On the agenda for formal action, the board approved a resolution authorizing the issuance of general obligation limited tax school bonds "not to exceed $17,000,000" to refund outstanding bonds and increase the district's working cash fund.
Separately, the board approved a no-fault settlement agreement with FOIA requester Vince Espiniza and authorized the board’s insurance provider to pay attorney fees related to that settlement. The board also approved a resolution authorizing recall from reduction in force for educational support personnel.
The board passed proclamations designating February 2026 as Black History Month and March 2026 as Women's History Month; both resolutions were read aloud and approved by roll call. The consent agenda—approving a school maintenance project grant, Arts and Innovation Wing renovation phase 2 approval, 2026 roof replacement bid, minutes from Jan. 12, 2026 (regular and closed session), the November 2025 treasurer’s report, bills, and personnel report—was moved, seconded, and approved.
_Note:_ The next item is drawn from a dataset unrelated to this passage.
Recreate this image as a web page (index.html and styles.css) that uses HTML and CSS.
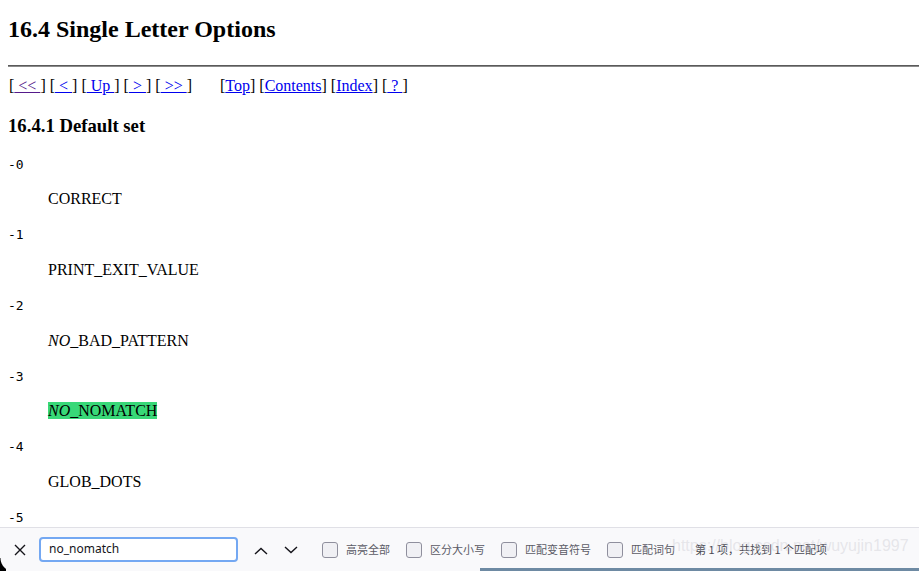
FILE: index.html
```html
<!DOCTYPE html>
<html lang="en">
<head>
<meta charset="utf-8">
<title>16.4 Single Letter Options</title>
<link rel="stylesheet" href="styles.css">
</head>
<body>
<h2 class="title">16.4 Single Letter Options</h2>
<hr class="rule">
<p class="nav">[<a class="visited" href="#"> &lt;&lt; </a>] [<a href="#"> &lt; </a>] [<a href="#"> Up </a>] [<a href="#"> &gt; </a>] [<a href="#"> &gt;&gt; </a>]&nbsp; &nbsp; &nbsp; &nbsp;[<a href="#">Top</a>] [<a href="#">Contents</a>] [<a href="#">Index</a>] [<a href="#"> ? </a>]</p>
<h3 class="sub">16.4.1 Default set</h3>
<dl class="opts">
  <dt><code>-0</code></dt>
  <dd>CORRECT</dd>
  <dt><code>-1</code></dt>
  <dd>PRINT_EXIT_VALUE</dd>
  <dt><code>-2</code></dt>
  <dd><i>NO</i>_BAD_PATTERN</dd>
  <dt><code>-3</code></dt>
  <dd><span class="found"><i>NO</i>_NOMATCH</span></dd>
  <dt><code>-4</code></dt>
  <dd>GLOB_DOTS</dd>
  <dt><code>-5</code></dt>
  <dd>NOTIFY</dd>
</dl>

<div class="findbar">
  <button class="fb-close" aria-label="close">
    <svg width="12" height="12" viewBox="0 0 12 12"><path d="M1 1 L11 11 M11 1 L1 11" stroke="#15141a" stroke-width="1.4" fill="none"/></svg>
  </button>
  <div class="fb-input">no_nomatch</div>
  <button class="fb-arrow up" aria-label="previous">
    <svg width="14" height="8" viewBox="0 0 14 8"><path d="M1 7 L7 1.5 L13 7" stroke="#15141a" stroke-width="1.4" fill="none"/></svg>
  </button>
  <button class="fb-arrow down" aria-label="next">
    <svg width="14" height="8" viewBox="0 0 14 8"><path d="M1 1 L7 6.5 L13 1" stroke="#15141a" stroke-width="1.4" fill="none"/></svg>
  </button>
  <span class="fb-check first"></span><span class="fb-label">高亮全部</span>
  <span class="fb-check"></span><span class="fb-label">区分大小写</span>
  <span class="fb-check"></span><span class="fb-label">匹配变音符号</span>
  <span class="fb-check"></span><span class="fb-label">匹配词句</span>
  <span class="fb-status">第 1 项，共找到 1 个匹配项</span>
  <span class="watermark">https://blog.csdn.net/wuyujin1997</span>
  <span class="bottom-line"></span>
  <span class="corner"></span>
</div>
</body>
</html>
```

FILE: styles.css
```css
html, body {
  background: #fff;
}
body {
  margin: 0;
  padding: 15px 0 0 8px;
  font-family: "Liberation Serif", "Times New Roman", serif;
  font-size: 16px;
  line-height: 18.5px;
  color: #000;
  overflow: hidden;
}
.title {
  margin: 0;
  font-size: 24px;
  line-height: 28px;
  font-weight: bold;
}
.rule {
  margin: 22px 0 0 0;
  height: 0;
  border: 0;
  border-top: 1px solid #5a5a5a;
  border-bottom: 1px solid #8a8a8a;
}
.nav {
  margin: 9.6px 0 0 0;
  padding-left: 1px;
}
.nav a {
  color: #0000ee;
  text-decoration: underline;
}
.nav a.visited {
  color: #551a8b;
}
.sub {
  margin: 20px 0 0 0;
  font-size: 18.72px;
  line-height: 22px;
  font-weight: bold;
}
.opts {
  margin: 17.5px 0 0 0;
}
.opts dt {
  height: 18.5px;
}
.opts code {
  font-family: "DejaVu Sans Mono", "Liberation Mono", monospace;
  font-size: 13px;
  line-height: 13px;
}
.opts dd {
  margin: 17.2px 0 16.5px 40px;
  height: 18.5px;
}
.found {
  background: #38d878;
}

/* find bar */
.findbar {
  position: fixed;
  left: 0;
  right: 0;
  bottom: 0;
  height: 43px;
  border-top: 1px solid #e0e0e6;
  background: #f9f9fb;
  display: flex;
  align-items: center;
  padding-left: 8px;
  font-family: "Noto Sans CJK SC", "Noto Sans", sans-serif;
  font-size: 11px;
  color: #5b5b66;
}
.fb-close, .fb-arrow {
  border: 0;
  background: transparent;
  padding: 0;
  width: 24px;
  height: 24px;
  display: flex;
  align-items: center;
  justify-content: center;
  flex: none;
}
.fb-input {
  margin-left: 7px;
  width: 199px;
  height: 25px;
  box-sizing: border-box;
  border: 2px solid #74a8f2;
  border-radius: 4px;
  background: #fff;
  padding-left: 8px;
  display: flex;
  align-items: center;
  font-family: "Noto Sans", "Liberation Sans", sans-serif;
  font-size: 12px;
  color: #15141a;
  flex: none;
}
.fb-arrow.up {
  margin-left: 11px;
  padding-top: 2px;
}
.fb-arrow.down {
  margin-left: 6px;
}
.fb-check {
  width: 16px;
  height: 16px;
  box-sizing: border-box;
  border: 1px solid #8f8f9d;
  border-radius: 3px;
  background: #f0f0f4;
  margin-left: 16px;
  flex: none;
}
.fb-check.first {
  margin-left: 19px;
}
.fb-label {
  margin-left: 8px;
  white-space: nowrap;
}
.fb-status {
  margin-left: 20px;
  white-space: nowrap;
  color: #4a4a52;
}
.watermark {
  position: absolute;
  left: 672px;
  top: 8px;
  font-family: "Liberation Sans", Arial, sans-serif;
  font-size: 16px;
  line-height: 20px;
  color: rgba(200, 200, 208, 0.4);
  white-space: nowrap;
  pointer-events: none;
}
.bottom-line {
  position: absolute;
  left: 480px;
  right: 0;
  bottom: 0;
  height: 3px;
  background: #6e8aa3;
}
.corner {
  position: absolute;
  left: 0;
  bottom: 0;
  width: 6px;
  height: 13px;
  background: radial-gradient(circle at 14px 0, transparent 13px, #000 14px);
}
```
Board members repeatedly thanked staff for the audit work and administrative efforts to manage cash flow; administrators noted timing challenges due to late property tax distributions from Cook County and said they relied on timing flexibility such as the Illinois Prompt Payment Act where necessary.
Next steps: administrators will return with the balanced tentative budget in June, and staff said they will continue to provide detailed follow-up on audit process recommendations and capital-funding plans prior to any bond issuance or major contract commitments.